Так что скорее речь идет не о критике, а о переведении нервной энергии и шумихи, сконцентрированной вокруг приближающихся выборов, в художественную плоскость.

 

Самоощущение художника в социальном пространстве  поменялось. Раздвижение границ искусства,  не так давно бывшее жизнеутверждающей игрой на глазах сочувствующей публики,  пошло вспять. Наоборот, искусство оказалось в опасности капиталистической и политической апроприации.

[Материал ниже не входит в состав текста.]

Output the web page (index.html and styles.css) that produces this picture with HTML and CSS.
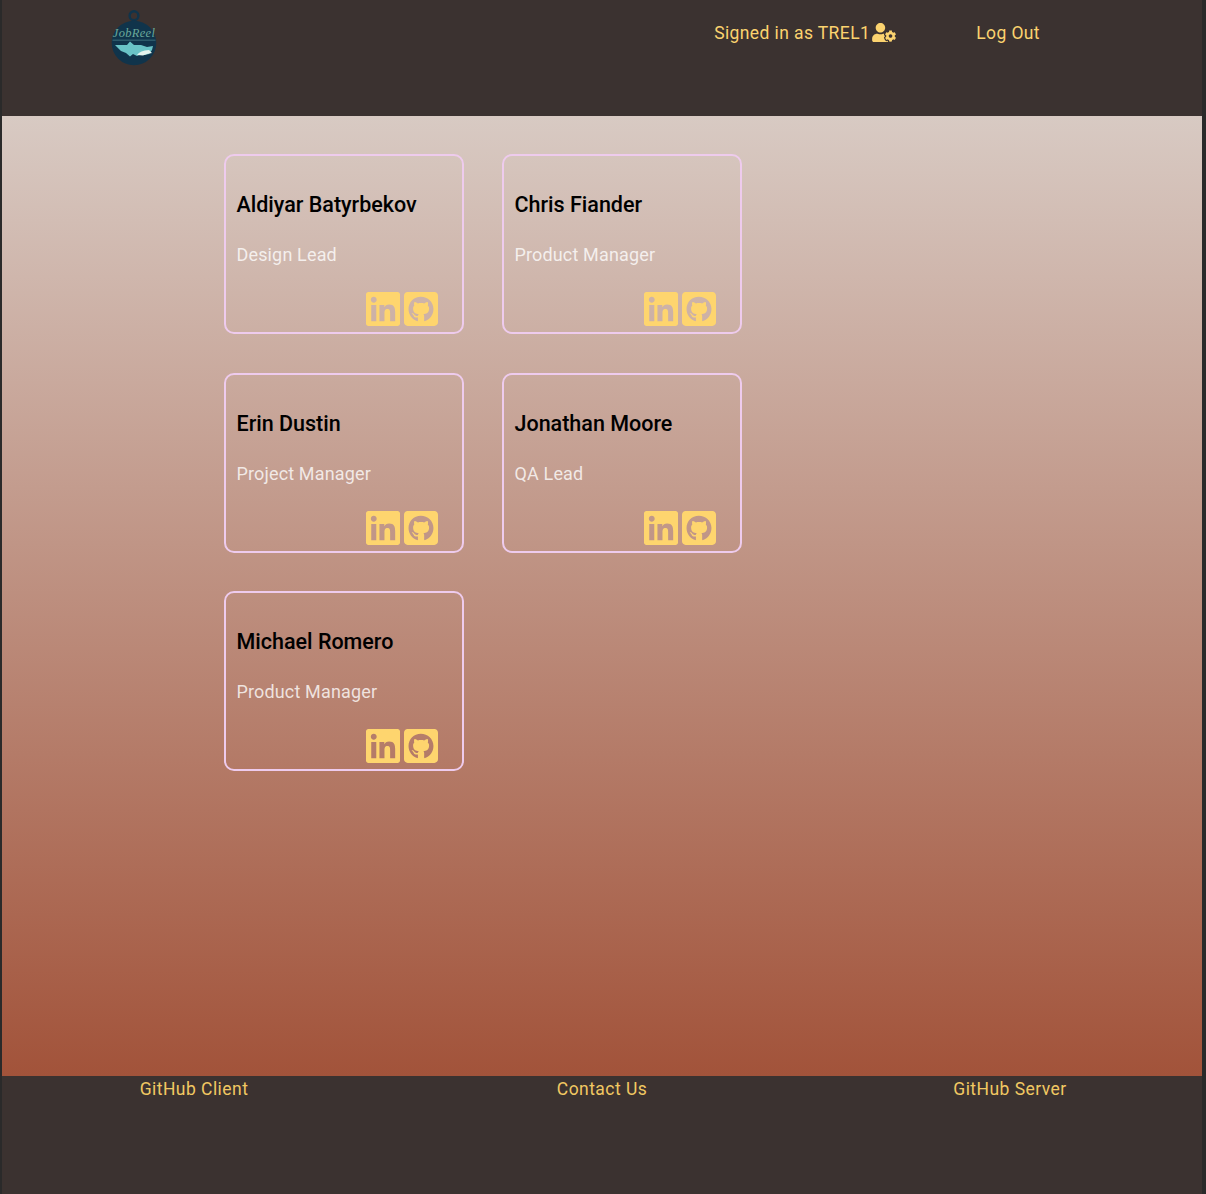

В сочетании с ограничением свободы высказывания и отсутствием обратной связи с властью это породило у художников отчуждение, тенденцию, если не  к внутренней эмиграции, то,  хотя бы, укреплению арт-границ. 

 Тем не менее, говорить о возвращении современного искусства в андеграундный формат не верно.

То, что художники, не сговариваясь, начинают варьировать в своих произведениях язык 70-х годов, говорит, скорее, не о наступлении застоя, а об обострении ретроспективного зрения, о формировании новой идентичности и тематики современного искусства. Гибель Петербурга как проекта вернула в дискурсивное поле большой исторический пласт, тенденциозно и однобоко оцениваемый  новейшей отечественной культурой.